**AIM OF THE TASK**
Read the entries below and pull out each line with the string "this".

**EXERCISE INPUTS**
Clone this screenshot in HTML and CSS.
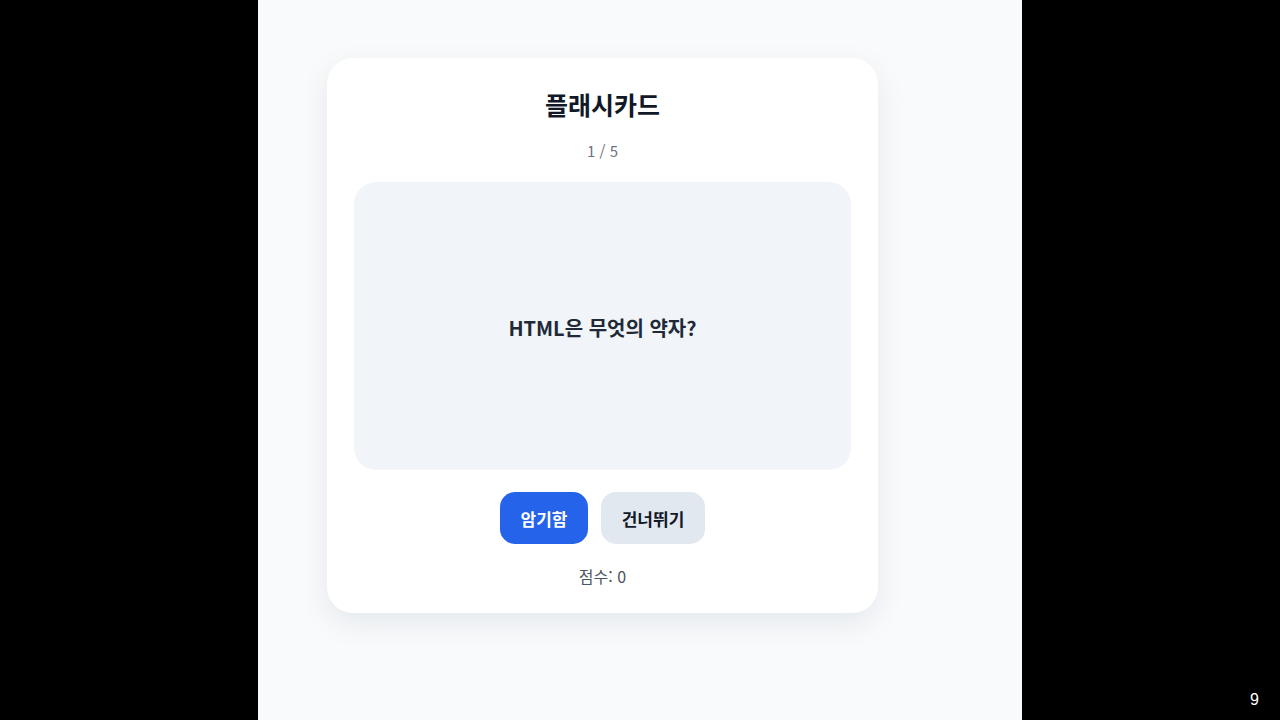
FILE: index.html
```html
<!DOCTYPE html>
<html lang="ko">
<head>
<meta charset="utf-8">
<title>플래시카드</title>
<link rel="stylesheet" href="styles.css">
</head>
<body>
<div class="stage">
  <main class="card">
    <h1 class="title">플래시카드</h1>
    <div class="progress">1 / 5</div>
    <section class="face">
      <p class="question">HTML은 무엇의 약자?</p>
    </section>
    <div class="actions">
      <button class="btn btn-primary">암기함</button>
      <button class="btn btn-secondary">건너뛰기</button>
    </div>
    <div class="score">점수: 0</div>
  </main>
</div>
<div class="page-num">9</div>
</body>
</html>
```

FILE: styles.css
```css
* { box-sizing: border-box; }
html, body { margin: 0; padding: 0; }
body {
  width: 1280px;
  height: 720px;
  background: #000;
  display: flex;
  justify-content: center;
  font-family: "Noto Sans CJK KR", "Noto Sans", sans-serif;
  overflow: hidden;
}
.stage {
  width: 764px;
  height: 720px;
  background: #f8fafc;
  padding: 58px 0 0 69px;
}
.card {
  width: 551px;
  height: 555px;
  background: #fff;
  border-radius: 26px;
  box-shadow: 0 10px 30px rgba(15, 23, 42, 0.08);
  padding: 30px 27px 0;
  display: flex;
  flex-direction: column;
  align-items: stretch;
}
.title {
  margin: 0;
  text-align: center;
  font-size: 25px;
  line-height: 32px;
  font-weight: 700;
  color: #111827;
}
.progress {
  margin-top: 20px;
  text-align: center;
  font-size: 15px;
  line-height: 22px;
  color: #6b7280;
}
.face {
  margin-top: 20px;
  height: 288px;
  background: #f1f5f9;
  border-radius: 22px;
  display: flex;
  align-items: center;
  justify-content: center;
  padding-top: 4px;
}
.question {
  margin: 0;
  font-size: 20px;
  line-height: 26px;
  font-weight: 700;
  color: #1f2937;
}
.actions {
  margin-top: 22px;
  display: flex;
  justify-content: center;
  gap: 13px;
}
.btn {
  height: 52px;
  border: none;
  border-radius: 15px;
  font-family: inherit;
  font-size: 17px;
  font-weight: 700;
  padding: 0 18px;
}
.btn-primary {
  width: 88px;
  background: #2563eb;
  color: #fff;
}
.btn-secondary {
  width: 104px;
  background: #e2e8f0;
  color: #111827;
}
.score {
  margin-top: 20px;
  text-align: center;
  font-size: 16px;
  line-height: 24px;
  color: #4b5563;
}
.page-num {
  position: absolute;
  left: 1250px;
  top: 689px;
  color: #fff;
  font-family: "Liberation Sans", sans-serif;
  font-size: 16px;
  line-height: 22px;
}
```
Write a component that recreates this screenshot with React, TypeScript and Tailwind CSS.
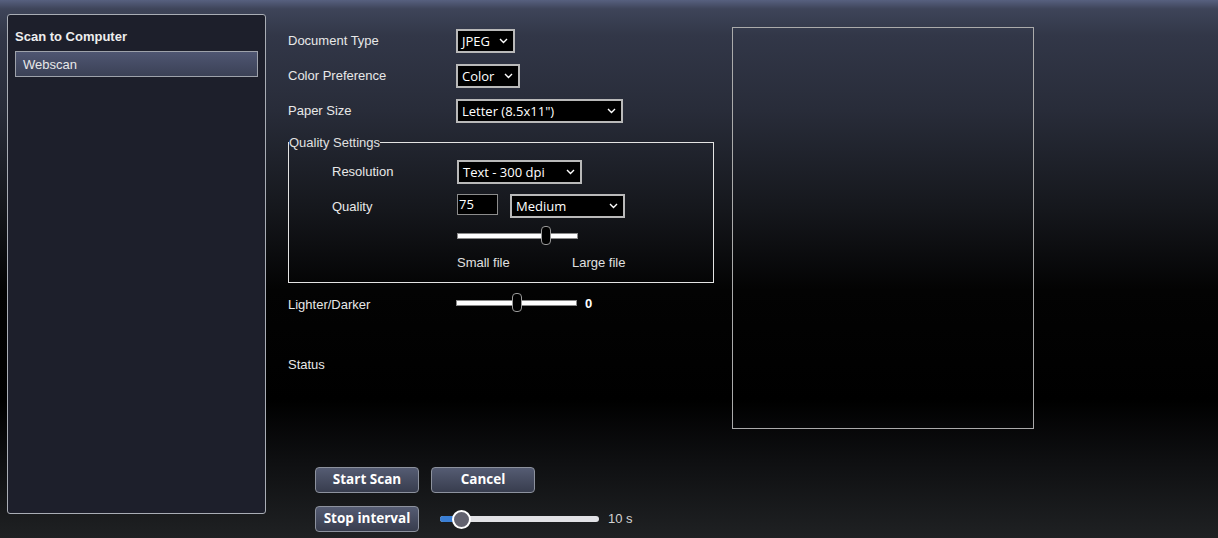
import React from "react"

const sans = "font-['Liberation_Sans',Arial,sans-serif]"
const ui = "font-['Open_Sans','Noto_Sans',sans-serif]"

function Chevron() {
  return (
    <svg width="9" height="6" viewBox="0 0 9 6" className="shrink-0">
      <path d="M1 1 L4.5 4.5 L8 1" fill="none" stroke="#fff" strokeWidth="1.4" />
    </svg>
  )
}

function FakeSelect({ value, width }: { value: string; width: string }) {
  return (
    <div
      className={`${width} h-[24px] flex items-center justify-between pl-[4px] pr-[5px] bg-black border-2 border-[#b9b9b9] text-white text-[13px] ${ui}`}
    >
      <span className="leading-none pt-[1px]">{value}</span>
      <Chevron />
    </div>
  )
}

function BarSlider({ pos }: { pos: number }) {
  return (
    <div className="relative w-[121px] h-[19px] flex items-center">
      <div className="w-full h-[6px] bg-white border border-[#8a8a8a]" />
      <div
        className="absolute top-0 w-[10px] h-[19px] bg-black border border-[#9a9a9a] rounded-[4px]"
        style={{ left: `${pos}px` }}
      />
    </div>
  )
}

function Row({ label, children, indent }: { label: string; children: React.ReactNode; indent?: boolean }) {
  return (
    <div className="flex items-center h-[24px]">
      <div className={`${indent ? "w-[125px]" : "w-[168px]"} text-[13px] text-[#e8e8e8] ${sans}`}>{label}</div>
      {children}
    </div>
  )
}

function Btn({ children }: { children: React.ReactNode }) {
  return (
    <button
      className={`w-[104px] h-[26px] rounded-[4px] border border-[#8d929e] bg-gradient-to-b from-[#555c73] to-[#383d4e] text-white font-bold text-[13.5px] leading-none ${ui}`}
    >
      {children}
    </button>
  )
}

export default function App() {
  return (
    <div className="w-[1218px] h-[538px] overflow-hidden flex items-start pl-[7px] pt-[14px] bg-[linear-gradient(to_bottom,#57607f_0px,#3e4459_9px,#323748_35px,#282c39_110px,#15171c_210px,#030303_290px,#000_400px,#0e0f11_460px,#1f2123_538px)]">
      {/* left list panel */}
      <div className="w-[259px] h-[500px] shrink-0 bg-[#1d1f2b] border border-[#a9adb5] rounded-[3px] px-[7px] pt-[13px]">
        <div className={`text-[13px] font-bold text-[#eeeeee] leading-[18px] ${sans}`}>Scan to Computer</div>
        <div
          className={`mt-[5px] h-[26px] flex items-center pl-[7px] pt-[2px] border border-[#9ea2ab] bg-gradient-to-b from-[#4f5672] to-[#3b4156] text-[13px] text-[#e8e8e8] ${sans}`}
        >
          Webscan
        </div>
      </div>

      {/* form */}
      <div className="ml-[22px] mt-[15px] w-[426px] shrink-0">
        <Row label="Document Type">
          <FakeSelect value="JPEG" width="w-[59px]" />
        </Row>
        <div className="mt-[11px]">
          <Row label="Color Preference">
            <FakeSelect value="Color" width="w-[64px]" />
          </Row>
        </div>
        <div className="mt-[11px]">
          <Row label="Paper Size">
            <FakeSelect value={'Letter (8.5x11")'} width="w-[167px]" />
          </Row>
        </div>

        <fieldset className="mt-[12px] border border-[#e4e4e4] pb-[12px]">
          <legend className={`text-[13px] text-[#e0e0e0] leading-[15px] ml-0 px-0 ${sans}`}>Quality Settings</legend>
          <div className="pl-[43px]">
            <div className="mt-[10px]">
              <Row label="Resolution" indent>
                <FakeSelect value="Text - 300 dpi" width="w-[125px]" />
              </Row>
            </div>
            <div className="mt-[10px] flex items-start h-[24px]">
              <div className={`w-[125px] pt-[3px] text-[13px] text-[#e8e8e8] ${sans}`}>Quality</div>
              <div className={`w-[41px] h-[21px] bg-black border border-[#8c8c8c] text-white text-[13px] pl-[1px] leading-[18px] ${ui}`}>
                75
              </div>
              <div className="ml-[12px]">
                <FakeSelect value="Medium" width="w-[115px]" />
              </div>
            </div>
            <div className="mt-[8px] ml-[125px]">
              <BarSlider pos={84} />
            </div>
            <div className={`mt-[10px] ml-[125px] flex text-[13px] text-[#e0e0e0] leading-[15px] ${sans}`}>
              <span className="w-[115px]">Small file</span>
              <span>Large file</span>
            </div>
          </div>
        </fieldset>

        <div className="mt-[10px] flex items-center h-[19px]">
          <div className={`w-[168px] pt-[4px] text-[13px] text-[#e8e8e8] ${sans}`}>Lighter/Darker</div>
          <BarSlider pos={56} />
          <span className={`ml-[8px] pt-[3px] text-[13px] font-bold text-white ${sans}`}>0</span>
        </div>

        <div className={`mt-[45px] text-[13px] text-[#e8e8e8] leading-[15px] ${sans}`}>Status</div>

        <div className="mt-[95px] pl-[27px] flex gap-[12px]">
          <Btn>Start Scan</Btn>
          <Btn>Cancel</Btn>
        </div>
        <div className="mt-[13px] pl-[27px] flex items-center">
          <Btn>Stop interval</Btn>
          <div className="relative ml-[21px] w-[159px] h-[19px] flex items-center">
            <div className="w-full h-[6px] rounded-full bg-[#e2e2e6]" />
            <div className="absolute left-0 w-[20px] h-[6px] rounded-l-full bg-[#3a7fd5]" />
            <div className="absolute left-[12px] top-0 w-[19px] h-[19px] rounded-full bg-[#62626f] border-2 border-white" />
          </div>
          <span className={`ml-[9px] text-[13px] text-[#d4d4d4] ${sans}`}>10 s</span>
        </div>
      </div>

      {/* preview */}
      <div className="ml-[18px] mt-[13px] w-[302px] h-[402px] shrink-0 border border-[#ababab]" />
    </div>
  )
}
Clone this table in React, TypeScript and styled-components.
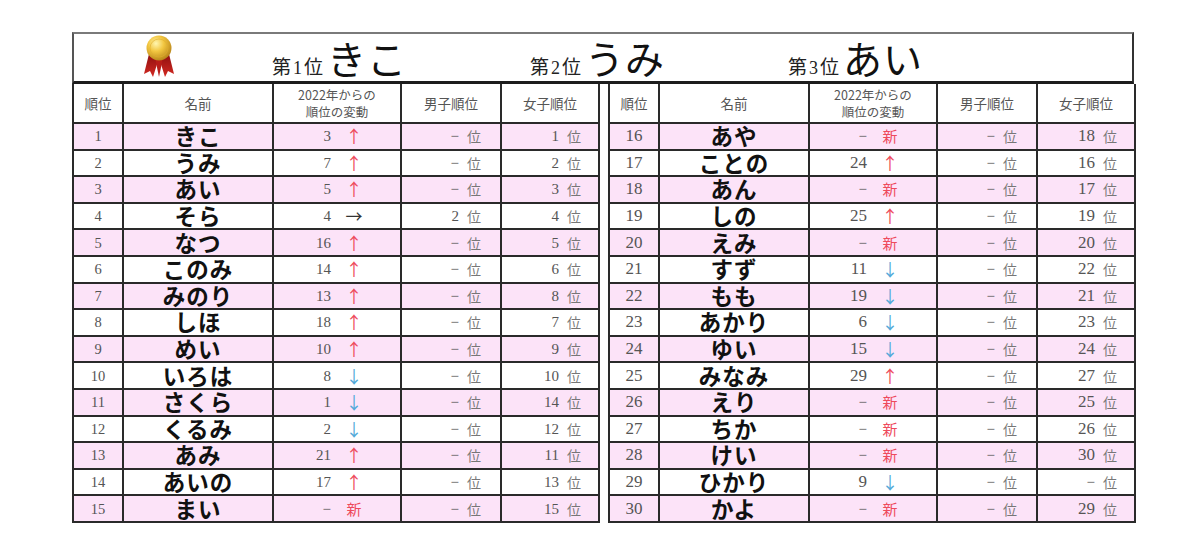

**PROBLEM SOLUTION**
Clone this screenshot in HTML and CSS.
Write a component that recreates this screenshot with React, TypeScript and Tailwind CSS.
Clone this table in React, TypeScript and styled-components.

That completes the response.